To make up for the steep decline of forced labour, the Spaniards
began embarking on slaving expeditions throughout the
Caribbean and Central America in 1505, laying the foundation for
future Spanish colonies. By 1515 the Spaniards had wiped out enough
Native Americans that they began looking to slave labour from
Africa, setting in motion the African slave trade. Santo Domingo's
power slowly eroded as Spain branched out across the Americas, and
by the end of the sixteenth century was little more than a colonial
backwater. The French began encroaching in 1629, settling
the island of Tortuga and branching out from there onto the western
side of Hispaniola.
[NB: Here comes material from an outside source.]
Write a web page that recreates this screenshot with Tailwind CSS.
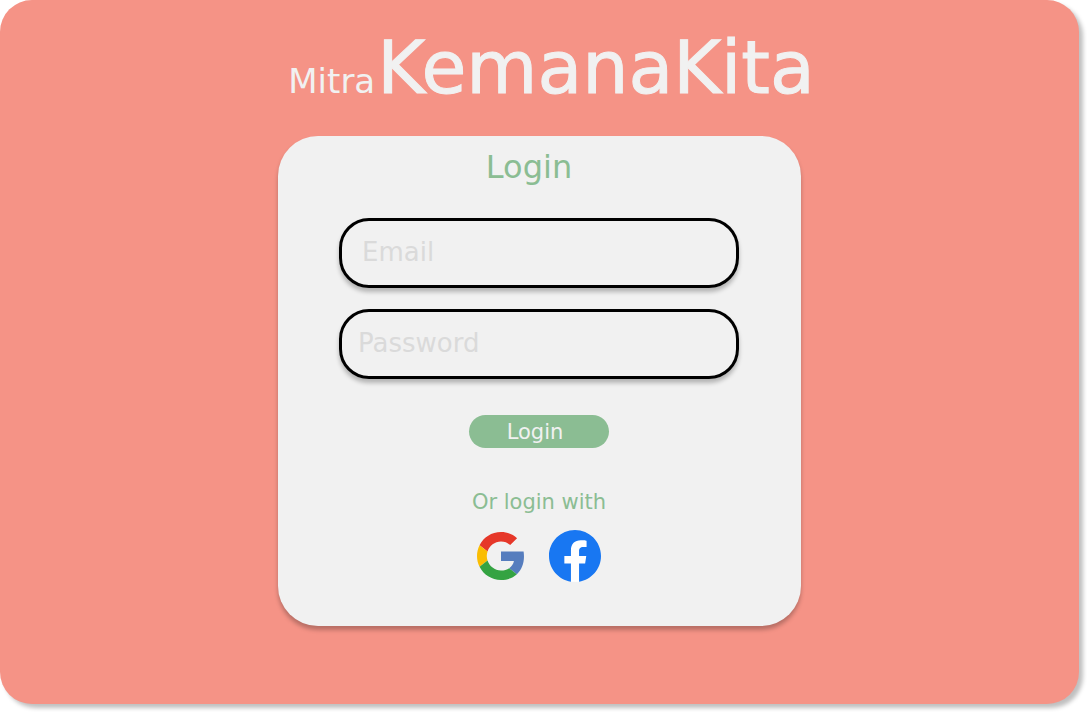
<!DOCTYPE html>
<html lang="en">
<head>
<meta charset="utf-8">
<meta name="viewport" content="width=device-width, initial-scale=1">
<title>Mitra KemanaKita</title>
<script src="https://cdn.jsdelivr.net/npm/@tailwindcss/browser@4"></script>
</head>
<body class="min-h-screen bg-white pr-2 pb-2 flex font-['DejaVu_Sans',sans-serif]">
<main class="flex-1 flex flex-col items-center rounded-[32px] bg-[#f59386] pt-7 pb-16 shadow-[4px_4px_4px_rgba(0,0,0,0.25)]">
  <h1 class="flex items-baseline gap-0.5 pl-6 leading-[80px] text-[#f1f1f1]">
    <span class="text-[34px]">Mitra</span>
    <span class="text-[73px] [-webkit-text-stroke:1px_#f1f1f1]">KemanaKita</span>
  </h1>
  <form class="mt-[15px] w-full max-w-[523px] flex flex-col items-center rounded-[40px] bg-[#f1f1f1] pl-[61px] pr-[62px] pt-3 pb-11 shadow-[0_4px_4px_rgba(0,0,0,0.25)]">
    <h2 class="pr-5 text-[32px] leading-[38px] text-[#8bbd93]">Login</h2>
    <input type="email" aria-label="Email" placeholder="Email" class="mt-8 h-[70px] w-full rounded-[30px] border-3 border-black pl-5 pr-4 pb-0.5 text-[26px] placeholder:text-[#dadada] shadow-[0_4px_4px_rgba(0,0,0,0.25)]">
    <input type="password" aria-label="Password" placeholder="Password" class="mt-[21px] h-[70px] w-full rounded-[30px] border-3 border-black px-4 pb-0.5 text-[26px] placeholder:text-[#dadada] shadow-[0_4px_4px_rgba(0,0,0,0.25)]">
    <button type="submit" class="mt-9 h-[33px] w-[140px] rounded-full bg-[#8bbd93] pr-2 text-[21px] leading-[32px] text-[#f1f1f1]">Login</button>
    <p class="mt-10 text-[21px] leading-[28px] text-[#8bbd93]">Or login with</p>
    <div class="mt-3.5 flex items-center gap-6">
      <button type="button" aria-label="Google">
        <svg class="block size-12" viewBox="0 0 48 48">
          <path fill="#e63729" d="M24 9.5c3.54 0 6.71 1.22 9.21 3.6l6.85-6.85C35.9 2.38 30.47 0 24 0 14.62 0 6.51 5.38 2.56 13.22l7.98 6.19C12.43 13.72 17.74 9.5 24 9.5z"/>
          <path fill="#567dbe" d="M46.98 24.55c0-1.57-.15-3.09-.38-4.95H24v9.42h12.94c-.58 2.96-2.26 5.48-4.78 7.18l7.73 6c4.51-4.18 7.09-10.36 7.09-17.65z"/>
          <path fill="#fabd03" d="M10.53 28.59c-.48-1.45-.76-2.99-.76-4.59s.27-3.14.76-4.59l-7.98-6.19C.92 16.46 0 20.12 0 24c0 3.88.92 7.54 2.56 10.78l7.97-6.19z"/>
          <path fill="#34a342" d="M24 48c6.48 0 11.93-2.13 15.89-5.81l-7.73-6c-2.15 1.45-4.92 2.3-8.16 2.3-6.26 0-11.57-4.22-13.47-9.91l-7.98 6.19C6.51 42.62 14.62 48 24 48z"/>
        </svg>
      </button>
      <button type="button" aria-label="Facebook">
        <svg class="block size-[52px]" viewBox="0 0 24 24">
          <path fill="#fff" d="M7 4h11v12h-4v7.9h-4V16H7z"/>
          <path fill="#1877f2" d="M24 12c0-6.627-5.373-12-12-12S0 5.373 0 12c0 5.99 4.388 10.954 10.125 11.854v-8.385H7.078v-3.47h3.047V9.357c0-3.007 1.792-4.669 4.533-4.669 1.312 0 2.686.235 2.686.235v2.953H15.83c-1.491 0-1.956.925-1.956 1.874V12h3.328l-.532 3.47h-2.796v8.385C19.612 22.954 24 17.99 24 12z"/>
        </svg>
      </button>
    </div>
  </form>
</main>
</body>
</html>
When the French colony's slaves revolted in the
early nineteenth century, they had little trouble invading and
occupying Spanish Hispaniola, ruling it for 21 years. Only in 1843
were the Spanish colonists able to boot the invaders out, and for
the first time establish the Dominican Republic as an independent
country.
But this independence did not last long. A series of warlords
known as caudillos tore the country apart in their quest for
money and power, and in 1861 strongman Pedro Santana sold the
island back to Spain. The Spaniards didn't last long, though;
almost immediately a new revolutionary movement was formed, and the
occupiers were forced to withdraw in 1865. A renewed period of
extended civil warfare between caudillos ensued until the
United States intervened in 1914. The Americans stayed for
over eight years, successfully reorganizing the nation's financing
but instituting a repressive national police. When the US left,
this new police force took control, and its leader Rafael
Leonidas Trujillo maintained absolute totalitarian control over
the Dominican Republic for three decades. In the late 1950s,
though, Cuba's Fidel Castro took an interest in overthrowing the
dictator, and concerns about a possible Communist takeover prompted
the CIA to train a group of Dominican dissidents, who
assassinated Trujillo in a dramatic car chase on May 30,
1961.
Upon Trujillo's death, Vice President Joaquín Balaguer
rose to power, and continued his totalitarian practices. Balaguer
was deposed in a popular 1965 uprising, but the US military again
intervened and soon placed him back in control. Only in 1978 was he
forced to hold free and fair elections - and was promptly thrown
out of office, only to win it back in 1986 after an extended
economic crisis. Balaguer managed to edge out his rivals again in
1990, but left the presidential race in 1994 when it was obvious
that he would not beat Leonel Fernández , who ran a slick,
centrist American-style campaign and edged the competition out by a
few thousand votes. 1998 saw the first back-to-back free and fair
elections in the Dominican Republic's history, as Fernández gave
way to political opponent and current Dominican President
Hipolito Mejia . The Dominican Republic has also enjoyed the
highest economic growth rate in the entire hemisphere (though this
has slackened of late), and the outlook today for the nation is
better than it has been in centuries.